Rabobank, the second-biggest Dutch lender, was next in line to reach a settlement with the United States Commodity Futures Trading Commission, the Department of Justice, and Britain's Financial Services Authority over claims it tried to manipulate benchmark interest rates, said four people with knowledge of the probe who asked not to be identified because the talks were private.

The penalty, which may come as soon as May, is likely to be between the £290 million (HK$3.4 billion) Barclays paid in June and the US$612 million Royal Bank of Scotland paid this month, one of the people said.

Rabobank, formed in 1898 as a co-operative to lend to Dutch farmers, is the country's only contributor to the London interbank offered rate (Libor), the benchmark for more than US$300 trillion of securities.

Barclays, UBS, and RBS have been fined more than US$2.5 billion following a global probe into Libor manipulation.

Traders rigged the benchmark to profit from bets on derivatives, while banks sought to submit artificially low rates to appear financially healthier than they were, according to regulators.

Closely held Rabobank was under scrutiny for alleged attempts to manipulate sterling Libor, dollar Libor, Japanese yen Libor, and Euribor in its London, New York, Tokyo, Singapore, and Hong Kong offices, one of the people said.

Hendrik Jan Eijpe, a spokesman for the Utrecht-based lender, declined to comment on the status of the probes.

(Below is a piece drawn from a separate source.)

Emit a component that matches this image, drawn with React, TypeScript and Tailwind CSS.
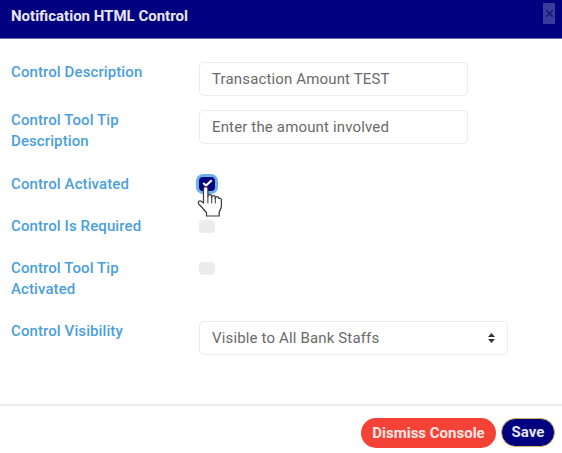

The bank has said it has been subpoenaed or asked for information by watchdogs in eight jurisdictions, including the European Union, Japan, Hong Kong, Singapore and the Netherlands, and was co-operating.

The investigation had intensified in recent months, with officials from the DOJ and US Federal Bureau of Investigation travelling to London to interview present and former Rabobank employees, two of the people said.

Those talks had ended and the regulators were now in talks with the bank's lawyers over the details of a settlement, the people added.